Highlights & Insights¶
- The core finding is highly insightful: cross-attention \(\approx\) implicitly learned cost volumes, CVC \(\approx\) self-supervised correspondence learning.
- Challenges existing practices (such as DUSt3R using decoder features), proving that cross-attention is the component actually carrying geometric knowledge.
- ZeroCo features a minimalist design: only reciprocity fusion + register correction, achieving SOTA-level zero-shot matching without training.
- Clear analogy: source-to-target warp in CVC perfectly corresponds to source-to-target alignment in optical flow/stereo matching.
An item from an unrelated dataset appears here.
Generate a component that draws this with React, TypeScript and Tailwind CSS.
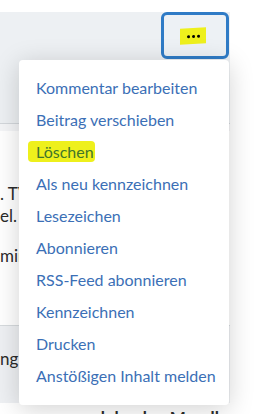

- Provides a new paradigm for how pre-trained CVC models should be utilized.
Limitations & Future Work¶
- The resolution of cross-attention maps is limited by the ViT patch size (usually 16×16); fine-grained matching still requires an extra learning head.
- Zero-shot inference requires two forward passes: forward and swapped.
- Only validated on CroCo-v2, other CVC models (such as cross-attention in DUSt3R decoder) have not been explored.
- Direct applications of cross-attention maps in other 3D tasks (e.g., pose estimation, 3D reconstruction) could be explored.
Related Work & Insights¶
- Reveals a possible success mechanism of DUSt3R/MASt3R: correspondence priors in cross-attention.
- Contrasts with diffusion model feature matching methods like DIFT; CVC is specifically designed for geometric tasks and yields better performance.
- Register token correction is related to studies on artifacts in ViTs (Darcet et al.).
- Inspiration: Pre-trained models might contain better feature representations than those conventionally used; their internal mechanisms warrant deep analysis.
Rating¶
- Novelty: ⭐⭐⭐⭐⭐ Reveals a neglected but highly important finding.
- Experimental Thoroughness: ⭐⭐⭐⭐⭐ Comprehensive validation on zero-shot, learning-based, and depth estimation tasks, with rich visualizations.
- Writing Quality: ⭐⭐⭐⭐⭐ Elegant analogy-driven narrative, clear figures and tables.
- Value: ⭐⭐⭐⭐⭐ Reshapes the paradigm of using pre-trained CVC models, with far-reaching influence.